Prompt: Search the records that follow and extract every line containing the string "React".

Given information:
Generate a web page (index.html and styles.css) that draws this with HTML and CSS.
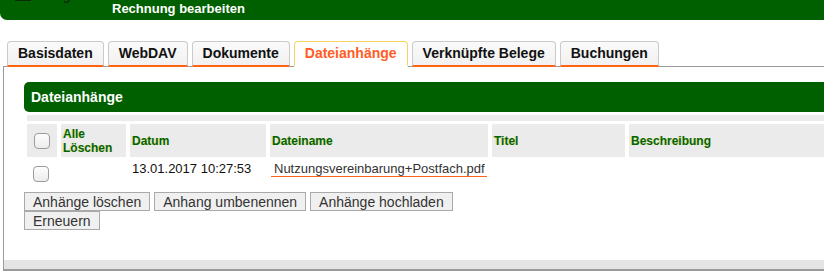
FILE: index.html
```html
<!DOCTYPE html>
<html lang="de">
<head>
  <meta charset="UTF-8">
  <title>Rechnung bearbeiten</title>
  <link rel="stylesheet" href="styles.css">
</head>
<body>
  <!-- Kopfzeile -->
  <div class="topbar">
    <div class="menu-row">
      <span class="menu-icon"></span>
      <span class="menu-text">Beleg</span>
    </div>
    <div class="page-title">Rechnung bearbeiten</div>
  </div>

  <!-- Reiter -->
  <div class="tabs">
    <a class="tab">Basisdaten</a>
    <a class="tab">WebDAV</a>
    <a class="tab">Dokumente</a>
    <a class="tab active">Dateianhänge</a>
    <a class="tab">Verknüpfte Belege</a>
    <a class="tab">Buchungen</a>
  </div>

  <div class="panel">
    <div class="panel-body">
      <div class="section-head">Dateianhänge</div>

      <table class="files">
        <colgroup>
          <col class="c-check">
          <col class="c-all">
          <col class="c-date">
          <col class="c-name">
          <col class="c-title">
          <col>
        </colgroup>
        <tr class="spacer"><td colspan="6"></td></tr>
        <tr class="head">
          <th class="first"><input type="checkbox" class="check"></th>
          <th>Alle<br>Löschen</th>
          <th>Datum</th>
          <th>Dateiname</th>
          <th>Titel</th>
          <th>Beschreibung</th>
        </tr>
        <tr class="row">
          <td class="first"><input type="checkbox" class="check"></td>
          <td></td>
          <td>13.01.2017 10:27:53</td>
          <td><span class="filename">Nutzungsvereinbarung+Postfach.pdf</span></td>
          <td></td>
          <td></td>
        </tr>
      </table>

      <div class="actions">
        <button class="btn">Anhänge löschen</button>
        <button class="btn">Anhang umbenennen</button>
        <button class="btn">Anhänge hochladen</button>
        <button class="btn">Erneuern</button>
      </div>
    </div>
    <div class="panel-foot"></div>
  </div>
</body>
</html>
```

FILE: styles.css
```css
* {
  box-sizing: border-box;
}
html, body {
  margin: 0;
  font-family: 'Liberation Sans', Arial, sans-serif;
  background: #fff;
  overflow: hidden;
}
.topbar {
  height: 20px;
  background: #006000;
  border-bottom-left-radius: 7px;
  overflow: hidden;
}
.menu-row {
  display: flex;
  align-items: flex-end;
  height: 16px;
  margin-top: -15px;
  padding-left: 15px;
  gap: 6px;
}
.menu-icon {
  width: 16px;
  height: 16px;
  background: #3cb43c;
  border: 2px solid #0a2a0a;
}
.menu-text {
  font-size: 13px;
  line-height: 15px;
  color: #111;
  margin-bottom: -2px;
}
.page-title {
  padding-left: 112px;
  font-size: 13px;
  line-height: 15px;
  font-weight: bold;
  color: #fff;
}
.tabs {
  display: flex;
  gap: 4px;
  margin: 21px 0 -1px 7px;
  position: relative;
  z-index: 1;
}
.tab {
  display: block;
  height: 26px;
  padding: 0 10px;
  line-height: 23px;
  font-size: 14px;
  font-weight: bold;
  color: #111;
  background: linear-gradient(#fafafa, #f1f1f1);
  border: 1px solid #cacaca;
  border-bottom: 2px solid #ff6414;
  border-radius: 4px 4px 0 0;
  cursor: pointer;
}
.tab.active {
  color: #ff5c26;
  background: #fff;
  border-color: #f7d462;
  border-bottom-color: #fff;
}
.panel {
  width: 900px;
  margin-left: 3px;
  border: 1px solid #9a9a9a;
  border-right: none;
}
.panel-body {
  padding: 15px 0 30px 20px;
}
.section-head {
  height: 30px;
  line-height: 30px;
  padding-left: 7px;
  background: #006000;
  border-radius: 5px;
  color: #fff;
  font-size: 14px;
  font-weight: bold;
}
.files {
  width: 880px;
  margin-left: -1px;
  border-spacing: 4px 3px;
  table-layout: fixed;
}
.files col.c-check { width: 30px; }
.files col.c-all { width: 65px; }
.files col.c-date { width: 136px; }
.files col.c-name { width: 218px; }
.files col.c-title { width: 133px; }
.files td, .files th {
  padding: 0 2px;
}
.spacer td {
  height: 6px;
  padding: 0;
  background: #ebebeb;
}
.head th {
  height: 33px;
  background: #ebebeb;
  text-align: left;
  vertical-align: middle;
  font-size: 12px;
  line-height: 14px;
  font-weight: bold;
  color: #006400;
  text-shadow: -1px 0 0 rgba(230, 200, 0, 0.35);
}
.head .first {
  text-align: center;
  padding: 0;
}
.row td {
  height: 24px;
  vertical-align: top;
  padding-top: 1px;
  font-size: 13px;
  line-height: 15px;
  color: #111;
}
.row .first {
  padding: 6px 0 0 6px;
}
.check {
  -webkit-appearance: none;
  appearance: none;
  display: block;
  width: 16px;
  height: 16px;
  margin: 0 auto;
  border: 1px solid #9c9c9c;
  border-radius: 4px;
  background: linear-gradient(#fdfdfd, #ececec);
}
.row .check {
  margin: 0;
}
.filename {
  display: block;
  margin: 0 -1px;
  padding-left: 3px;
  color: #333;
  border-bottom: 1px solid #ff6414;
}
.actions {
  display: flex;
  flex-wrap: wrap;
  column-gap: 4px;
  width: 440px;
  margin-top: 5px;
}
.btn {
  height: 19px;
  padding: 0 8px;
  font-family: 'Liberation Sans', Arial, sans-serif;
  font-size: 14px;
  line-height: 16px;
  color: #333;
  background: #f0f0f0;
  border: 1px solid #a9a9a9;
  border-radius: 0;
}
.panel-foot {
  height: 10px;
  background: #e4e4e4;
  border-bottom: 1px solid #9a9a9a;
}
```
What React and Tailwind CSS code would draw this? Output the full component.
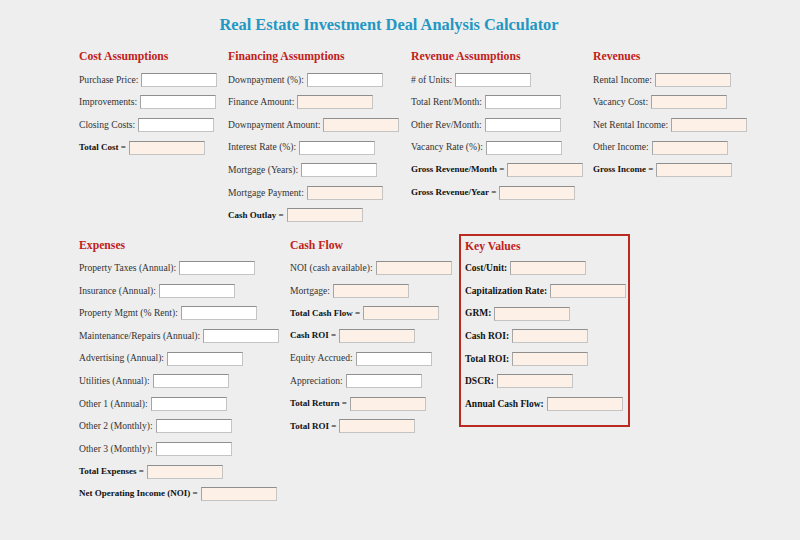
import React from "react";

const calcBg = "bg-[#fdf0e6]";

function Field({ label, bold, calc, w = "w-[76px]" }) {
  return (
    <div className="flex h-[22.6px] items-center whitespace-nowrap">
      <span className={bold ? "font-bold text-[9px] text-[#111]" : "text-[9.6px] text-[#333]"}>{label}</span>
      <input
        readOnly={calc}
        className={
          "ml-[3px] h-[14px] border border-[#c4c4c4] border-t-[#8e8e8e] border-l-[#a5a5a5] outline-none " +
          w +
          " " +
          (calc ? calcBg : "bg-white")
        }
      />
    </div>
  );
}

function Heading({ children }) {
  return (
    <div className="flex h-[22.6px] items-center">
      <h2 className="text-[11.7px] font-bold text-[#c0211b]">{children}</h2>
    </div>
  );
}

const costs = [
  ["Purchase Price:"],
  ["Improvements:"],
  ["Closing Costs:"],
  ["Total Cost =", true, true],
];

const financing = [
  ["Downpayment (%):"],
  ["Finance Amount:", false, true],
  ["Downpayment Amount:", false, true],
  ["Interest Rate (%):"],
  ["Mortgage (Years):"],
  ["Mortgage Payment:", false, true],
  ["Cash Outlay =", true, true],
];

const revAssump = [
  ["# of Units:"],
  ["Total Rent/Month:"],
  ["Other Rev/Month:"],
  ["Vacancy Rate (%):"],
  ["Gross Revenue/Month =", true, true],
  ["Gross Revenue/Year =", true, true],
];

const revenues = [
  ["Rental Income:", false, true],
  ["Vacancy Cost:", false, true],
  ["Net Rental Income:", false, true],
  ["Other Income:", false, true],
  ["Gross Income =", true, true],
];

const expenses = [
  ["Property Taxes (Annual):"],
  ["Insurance (Annual):"],
  ["Property Mgmt (% Rent):"],
  ["Maintenance/Repairs (Annual):"],
  ["Advertising (Annual):"],
  ["Utilities (Annual):"],
  ["Other 1 (Annual):"],
  ["Other 2 (Monthly):"],
  ["Other 3 (Monthly):"],
  ["Total Expenses =", true, true],
  ["Net Operating Income (NOI) =", true, true],
];

const cashFlow = [
  ["NOI (cash available):", false, true],
  ["Mortgage:", false, true],
  ["Total Cash Flow =", true, true],
  ["Cash ROI =", true, true],
  ["Equity Accrued:"],
  ["Appreciation:"],
  ["Total Return =", true, true],
  ["Total ROI =", true, true],
];

const keyValues = [
  "Cost/Unit:",
  "Capitalization Rate:",
  "GRM:",
  "Cash ROI:",
  "Total ROI:",
  "DSCR:",
  "Annual Cash Flow:",
];

function Column({ title, rows, className }) {
  return (
    <div className={className}>
      <Heading>{title}</Heading>
      {rows.map((r) => (
        <Field key={r[0]} label={r[0]} bold={r[1]} calc={r[2]} />
      ))}
    </div>
  );
}

export default function App() {
  return (
    <div
      className="min-h-[540px] w-full bg-[#eeeeee]"
      style={{ fontFamily: '"Liberation Serif", "Times New Roman", serif' }}
    >
      <div className="w-[778px] pt-[15px]">
        <h1 className="text-center text-[16.4px] leading-[20px] font-bold text-[#2397c3]">
          Real Estate Investment Deal Analysis Calculator
        </h1>
      </div>

      <div className="mt-[10.9px] flex pl-[79px]">
        <Column title="Cost Assumptions" rows={costs} className="w-[149px]" />
        <Column title="Financing Assumptions" rows={financing} className="w-[183px]" />
        <Column title="Revenue Assumptions" rows={revAssump} className="w-[182px]" />
        <Column title="Revenues" rows={revenues} className="flex-1" />
      </div>

      <div className="mt-[7.7px] flex items-start pl-[79px]">
        <Column title="Expenses" rows={expenses} className="w-[211px]" />
        <Column title="Cash Flow" rows={cashFlow} className="w-[169px]" />
        <div className="w-[171px] border-2 border-[#bb2a20] pb-[10px] pl-[4px]">
          <div className="flex h-[20.7px] items-center">
            <h2 className="text-[11.7px] font-bold text-[#c0211b]">Key Values</h2>
          </div>
          {keyValues.map((k) => (
            <div key={k} className="flex h-[22.6px] items-center whitespace-nowrap">
              <span className="text-[9.5px] font-bold text-[#111]">{k}</span>
              <input
                readOnly
                className={
                  "ml-[3px] h-[14px] w-[76px] border border-[#c4c4c4] border-t-[#8e8e8e] border-l-[#a5a5a5] outline-none " +
                  calcBg
                }
              />
            </div>
          ))}
        </div>
      </div>
    </div>
  );
}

Result of the task:
What React and Tailwind CSS code would draw this? Output the full component.
import React from "react";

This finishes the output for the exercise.